The Midsummer Festival on Saturday — generally the most attended day of the weekend — tends to attract families and young children. The younger crowd helps the tractor club meet its primary goal of teaching kids about the old machinery, Muelken said.

“There’s still a lot of kids that are still interested in farming because we are in a [farming] area,” he said. “They know what tractors are and they know what they are looking at and they all want to sit on them.”

Want to win a tractor?

The Credit River Antique Tractor Club raffles off an antique tractor each year, and will be selling tickets at the show. The winner, chosen in a drawing on Oct. 3, can choose between a restored tractor or $2,000.

The tractor club keeps enough money from raffle ticket sales to purchase a new piece of equipment to restore for the following summer. The rest of the proceeds go to local charities, including various veterans’ organizations and Minneapolis-based nonprofit Sharing and Caring Hands.

So far, the club has spent about $5,000 fixing up this year’s tractor, said John Riesgraf the group’s treasurer.

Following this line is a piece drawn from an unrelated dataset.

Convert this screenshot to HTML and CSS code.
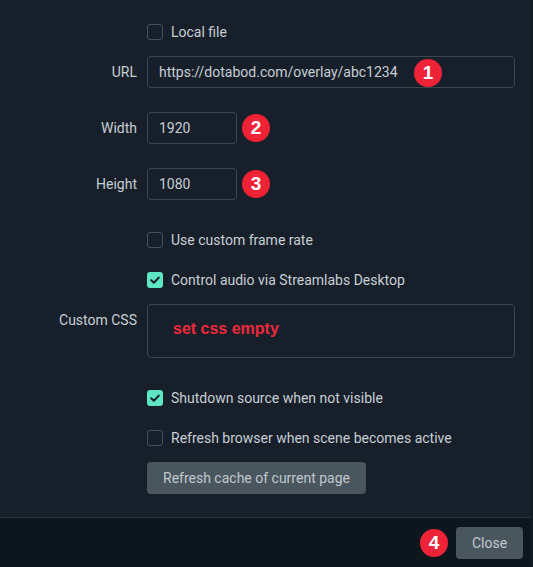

The tractors, a seemingly unusual raffle prize, can generally be sold for $3,500 to $5,000.

“I encourage them to try to take [the tractor] because they can make a little extra money for a little extra work on eBay or wherever they want to go with it,” Riesgraf said.

This year, the tractor club also plans to place donation boxes near the entrance of the park. Donations collected in the boxes will go to a needy family or individual in Scott County, Riesgraf said.

Hobby farm equipment

While preserving history and contributing to the community is the main purpose of the Credit River Antique Tractor Club, it also is an important hobby for local enthusiasts, said Michael Kepner, the club’s current president.

Kepner discovered the Credit River Antique Tractor Club nearly 10 years ago at a show and was hooked. He’s been expanding his tractor collection ever since.

“I was collecting toy models of tractors,” he said. “I went to the shows and they had 1/16 farm tractors, so I bought some of them. Then I got into the first John Deere lawn tractors they made in the ’60s … and it just went from there.”

Still, Kepner has a long way to go to catch up to some of the tractor club members.

“There are guys that have 25, 30, 40, 50 tractors that you didn’t even know were around anymore,” Muelken said. “They are restoring them and trying to keep that part of our history preserved. That’s what you see at these shows.”


Janice Bitters is a Twin Cities-based freelance writer.